> **DATA FOR PROCESSING**:
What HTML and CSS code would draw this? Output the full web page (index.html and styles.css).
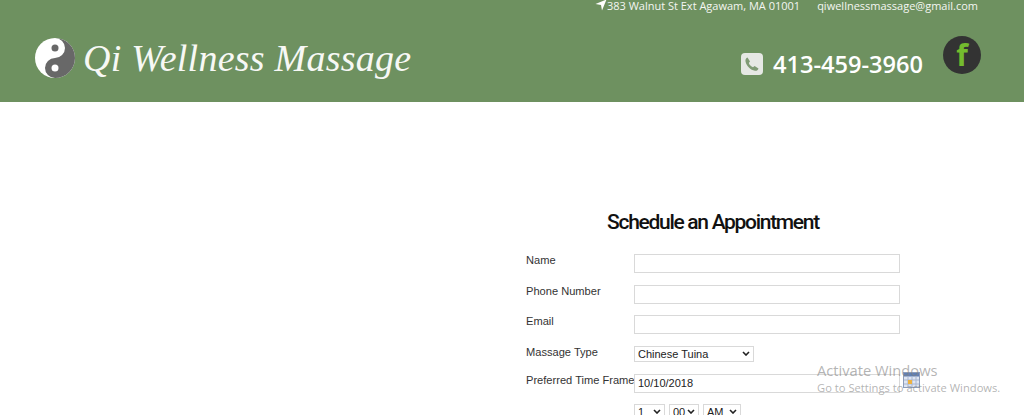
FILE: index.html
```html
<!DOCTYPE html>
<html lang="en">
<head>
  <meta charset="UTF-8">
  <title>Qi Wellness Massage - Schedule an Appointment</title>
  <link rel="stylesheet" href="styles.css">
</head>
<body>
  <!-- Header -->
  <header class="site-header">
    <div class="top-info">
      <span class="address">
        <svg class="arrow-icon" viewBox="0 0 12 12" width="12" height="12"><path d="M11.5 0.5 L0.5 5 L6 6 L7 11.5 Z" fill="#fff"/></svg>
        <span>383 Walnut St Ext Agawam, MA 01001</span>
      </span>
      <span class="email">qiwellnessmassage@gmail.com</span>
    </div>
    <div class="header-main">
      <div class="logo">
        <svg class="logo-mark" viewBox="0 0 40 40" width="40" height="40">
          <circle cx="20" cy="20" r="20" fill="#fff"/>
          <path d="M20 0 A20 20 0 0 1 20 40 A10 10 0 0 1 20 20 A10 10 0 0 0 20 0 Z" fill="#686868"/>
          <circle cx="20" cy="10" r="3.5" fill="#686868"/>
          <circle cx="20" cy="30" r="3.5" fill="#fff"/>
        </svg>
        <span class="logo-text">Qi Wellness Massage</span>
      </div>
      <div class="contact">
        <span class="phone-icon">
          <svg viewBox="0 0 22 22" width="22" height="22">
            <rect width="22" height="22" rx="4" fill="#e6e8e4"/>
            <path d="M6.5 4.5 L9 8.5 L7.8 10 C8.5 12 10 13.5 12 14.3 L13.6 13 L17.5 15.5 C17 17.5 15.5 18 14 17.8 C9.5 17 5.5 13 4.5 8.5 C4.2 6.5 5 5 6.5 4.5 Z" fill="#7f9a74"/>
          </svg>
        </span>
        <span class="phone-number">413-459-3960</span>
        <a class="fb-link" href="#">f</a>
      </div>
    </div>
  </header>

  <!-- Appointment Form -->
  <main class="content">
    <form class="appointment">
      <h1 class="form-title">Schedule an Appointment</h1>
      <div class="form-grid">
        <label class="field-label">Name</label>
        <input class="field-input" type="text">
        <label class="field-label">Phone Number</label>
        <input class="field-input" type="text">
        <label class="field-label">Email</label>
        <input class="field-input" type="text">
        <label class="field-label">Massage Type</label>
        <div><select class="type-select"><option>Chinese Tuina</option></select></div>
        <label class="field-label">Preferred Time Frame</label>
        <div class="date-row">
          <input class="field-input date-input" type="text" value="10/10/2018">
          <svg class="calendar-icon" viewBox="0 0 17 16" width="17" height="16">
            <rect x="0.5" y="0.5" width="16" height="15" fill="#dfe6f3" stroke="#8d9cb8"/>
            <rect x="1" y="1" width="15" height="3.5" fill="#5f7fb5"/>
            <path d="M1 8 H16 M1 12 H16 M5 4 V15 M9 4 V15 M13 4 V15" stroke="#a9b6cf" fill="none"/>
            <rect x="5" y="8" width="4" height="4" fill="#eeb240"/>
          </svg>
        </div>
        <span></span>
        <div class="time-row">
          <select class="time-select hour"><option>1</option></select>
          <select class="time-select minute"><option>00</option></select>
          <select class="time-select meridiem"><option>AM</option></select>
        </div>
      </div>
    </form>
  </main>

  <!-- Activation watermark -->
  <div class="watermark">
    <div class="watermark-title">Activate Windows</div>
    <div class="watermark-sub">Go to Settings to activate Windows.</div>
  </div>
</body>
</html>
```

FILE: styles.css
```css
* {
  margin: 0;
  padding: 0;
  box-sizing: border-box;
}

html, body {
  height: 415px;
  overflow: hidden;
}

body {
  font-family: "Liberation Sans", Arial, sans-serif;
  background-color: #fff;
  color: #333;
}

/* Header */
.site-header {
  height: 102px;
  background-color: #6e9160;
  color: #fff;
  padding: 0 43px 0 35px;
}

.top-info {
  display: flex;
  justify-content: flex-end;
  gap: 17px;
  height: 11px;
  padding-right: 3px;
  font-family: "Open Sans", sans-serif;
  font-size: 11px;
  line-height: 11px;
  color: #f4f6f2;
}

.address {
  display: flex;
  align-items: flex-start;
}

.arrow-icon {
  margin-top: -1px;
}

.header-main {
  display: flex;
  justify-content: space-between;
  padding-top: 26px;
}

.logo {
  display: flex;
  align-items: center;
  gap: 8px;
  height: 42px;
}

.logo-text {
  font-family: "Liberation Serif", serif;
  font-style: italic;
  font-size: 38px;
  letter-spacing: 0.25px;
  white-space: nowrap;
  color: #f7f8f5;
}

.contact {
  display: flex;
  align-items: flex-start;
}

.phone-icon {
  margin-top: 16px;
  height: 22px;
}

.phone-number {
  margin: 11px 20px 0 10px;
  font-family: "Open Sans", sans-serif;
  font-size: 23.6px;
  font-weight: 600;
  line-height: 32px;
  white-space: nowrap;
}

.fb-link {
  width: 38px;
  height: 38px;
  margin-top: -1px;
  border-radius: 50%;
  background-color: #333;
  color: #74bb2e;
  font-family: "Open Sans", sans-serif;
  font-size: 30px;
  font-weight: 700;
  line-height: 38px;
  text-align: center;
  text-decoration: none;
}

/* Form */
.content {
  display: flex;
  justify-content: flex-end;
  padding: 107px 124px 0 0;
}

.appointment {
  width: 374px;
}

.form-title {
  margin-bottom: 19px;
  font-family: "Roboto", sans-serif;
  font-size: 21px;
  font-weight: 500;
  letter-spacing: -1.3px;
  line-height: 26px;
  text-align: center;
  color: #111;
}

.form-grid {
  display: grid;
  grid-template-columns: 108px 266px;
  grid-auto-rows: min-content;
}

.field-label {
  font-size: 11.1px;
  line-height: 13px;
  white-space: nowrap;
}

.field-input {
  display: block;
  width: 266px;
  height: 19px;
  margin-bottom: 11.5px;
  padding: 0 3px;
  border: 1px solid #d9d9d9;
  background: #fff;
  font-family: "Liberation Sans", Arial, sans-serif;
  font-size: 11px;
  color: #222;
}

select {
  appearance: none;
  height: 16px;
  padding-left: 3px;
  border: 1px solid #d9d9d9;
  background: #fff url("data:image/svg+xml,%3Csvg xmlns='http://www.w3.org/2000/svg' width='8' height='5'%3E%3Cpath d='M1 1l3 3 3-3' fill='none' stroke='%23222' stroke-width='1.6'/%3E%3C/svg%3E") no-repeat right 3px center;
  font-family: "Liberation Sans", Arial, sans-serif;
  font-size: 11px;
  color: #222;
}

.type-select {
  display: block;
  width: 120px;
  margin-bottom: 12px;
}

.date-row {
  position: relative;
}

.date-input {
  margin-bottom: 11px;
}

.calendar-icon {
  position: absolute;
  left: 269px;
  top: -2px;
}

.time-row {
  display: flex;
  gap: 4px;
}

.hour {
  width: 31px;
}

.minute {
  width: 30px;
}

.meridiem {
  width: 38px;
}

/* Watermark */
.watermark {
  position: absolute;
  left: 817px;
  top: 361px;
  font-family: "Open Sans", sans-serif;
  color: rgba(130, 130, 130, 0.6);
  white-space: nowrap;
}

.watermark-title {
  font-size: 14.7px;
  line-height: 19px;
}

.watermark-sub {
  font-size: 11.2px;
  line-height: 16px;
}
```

==

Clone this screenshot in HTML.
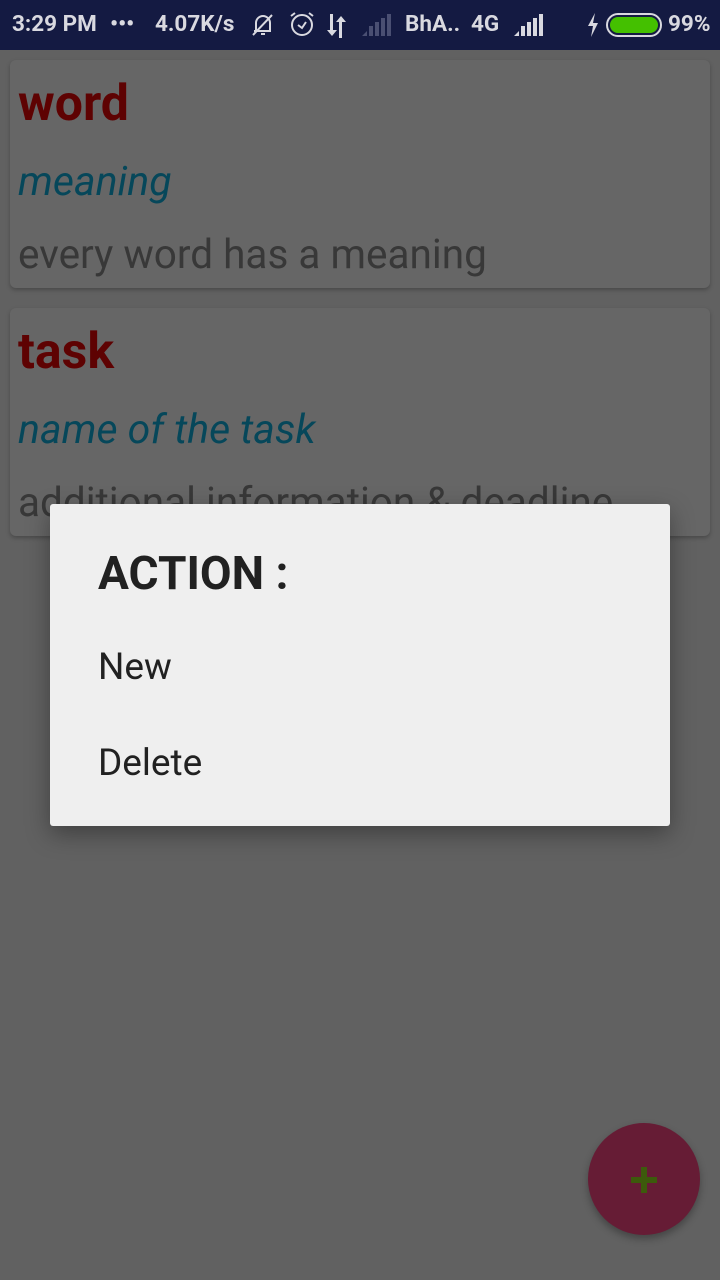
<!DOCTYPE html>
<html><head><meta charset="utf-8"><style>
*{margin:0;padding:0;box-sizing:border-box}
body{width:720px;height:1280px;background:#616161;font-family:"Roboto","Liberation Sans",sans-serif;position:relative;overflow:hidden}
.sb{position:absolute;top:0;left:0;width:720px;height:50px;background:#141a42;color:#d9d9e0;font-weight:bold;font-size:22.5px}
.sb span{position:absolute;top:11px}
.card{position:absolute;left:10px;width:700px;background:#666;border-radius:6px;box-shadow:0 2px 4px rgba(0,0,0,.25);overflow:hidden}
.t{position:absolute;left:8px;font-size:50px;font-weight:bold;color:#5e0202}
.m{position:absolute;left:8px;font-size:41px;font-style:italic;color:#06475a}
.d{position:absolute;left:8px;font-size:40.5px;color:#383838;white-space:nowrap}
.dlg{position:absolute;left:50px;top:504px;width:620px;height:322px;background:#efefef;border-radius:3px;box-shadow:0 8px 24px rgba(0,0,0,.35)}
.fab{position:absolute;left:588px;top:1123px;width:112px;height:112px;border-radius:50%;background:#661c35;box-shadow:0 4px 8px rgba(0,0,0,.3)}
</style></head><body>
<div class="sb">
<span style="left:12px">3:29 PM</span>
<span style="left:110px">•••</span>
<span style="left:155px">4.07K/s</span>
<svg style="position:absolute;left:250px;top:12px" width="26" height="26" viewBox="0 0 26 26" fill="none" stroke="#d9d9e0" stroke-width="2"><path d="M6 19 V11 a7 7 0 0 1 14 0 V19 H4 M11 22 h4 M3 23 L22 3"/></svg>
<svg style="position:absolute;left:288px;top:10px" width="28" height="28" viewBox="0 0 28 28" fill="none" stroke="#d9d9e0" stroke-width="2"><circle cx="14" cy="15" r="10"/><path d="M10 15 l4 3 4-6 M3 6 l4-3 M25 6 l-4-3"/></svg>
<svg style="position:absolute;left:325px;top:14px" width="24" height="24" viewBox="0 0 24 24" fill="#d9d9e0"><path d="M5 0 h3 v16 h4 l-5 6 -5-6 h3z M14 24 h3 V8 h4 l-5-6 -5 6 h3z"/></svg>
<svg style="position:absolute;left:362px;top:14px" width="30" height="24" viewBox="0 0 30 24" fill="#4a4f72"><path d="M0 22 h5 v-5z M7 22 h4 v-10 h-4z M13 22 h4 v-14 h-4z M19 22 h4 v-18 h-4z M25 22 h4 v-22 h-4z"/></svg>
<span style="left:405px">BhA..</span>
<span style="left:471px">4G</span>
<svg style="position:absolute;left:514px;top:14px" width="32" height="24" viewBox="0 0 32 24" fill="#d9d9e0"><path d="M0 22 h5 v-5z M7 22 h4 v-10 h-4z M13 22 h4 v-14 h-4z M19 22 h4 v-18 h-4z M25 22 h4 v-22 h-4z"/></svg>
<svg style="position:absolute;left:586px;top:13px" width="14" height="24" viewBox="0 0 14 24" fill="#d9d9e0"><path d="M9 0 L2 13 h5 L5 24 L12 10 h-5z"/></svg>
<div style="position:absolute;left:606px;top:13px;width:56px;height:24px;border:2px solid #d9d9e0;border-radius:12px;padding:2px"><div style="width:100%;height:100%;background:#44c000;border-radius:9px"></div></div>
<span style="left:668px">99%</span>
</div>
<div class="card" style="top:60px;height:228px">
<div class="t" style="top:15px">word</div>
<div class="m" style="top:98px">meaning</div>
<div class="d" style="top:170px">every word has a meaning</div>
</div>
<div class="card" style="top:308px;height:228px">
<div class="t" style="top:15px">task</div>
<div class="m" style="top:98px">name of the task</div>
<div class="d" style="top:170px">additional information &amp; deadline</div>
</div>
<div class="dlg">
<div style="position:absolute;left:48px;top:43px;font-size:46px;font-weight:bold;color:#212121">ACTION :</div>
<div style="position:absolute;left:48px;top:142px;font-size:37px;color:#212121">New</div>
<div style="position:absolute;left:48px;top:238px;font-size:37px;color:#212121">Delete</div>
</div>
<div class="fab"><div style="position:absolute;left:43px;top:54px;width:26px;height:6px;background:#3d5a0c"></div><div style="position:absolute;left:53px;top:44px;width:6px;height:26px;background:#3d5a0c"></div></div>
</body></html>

> **GIVEN INSTRUCTION**:
Every line in the data above that contains "styles" needs to be copied.

> **RESPONSE TO THIS EXERCISE**:
What HTML and CSS code would draw this? Output the full web page (index.html and styles.css).
  <link rel="stylesheet" href="styles.css">
FILE: styles.css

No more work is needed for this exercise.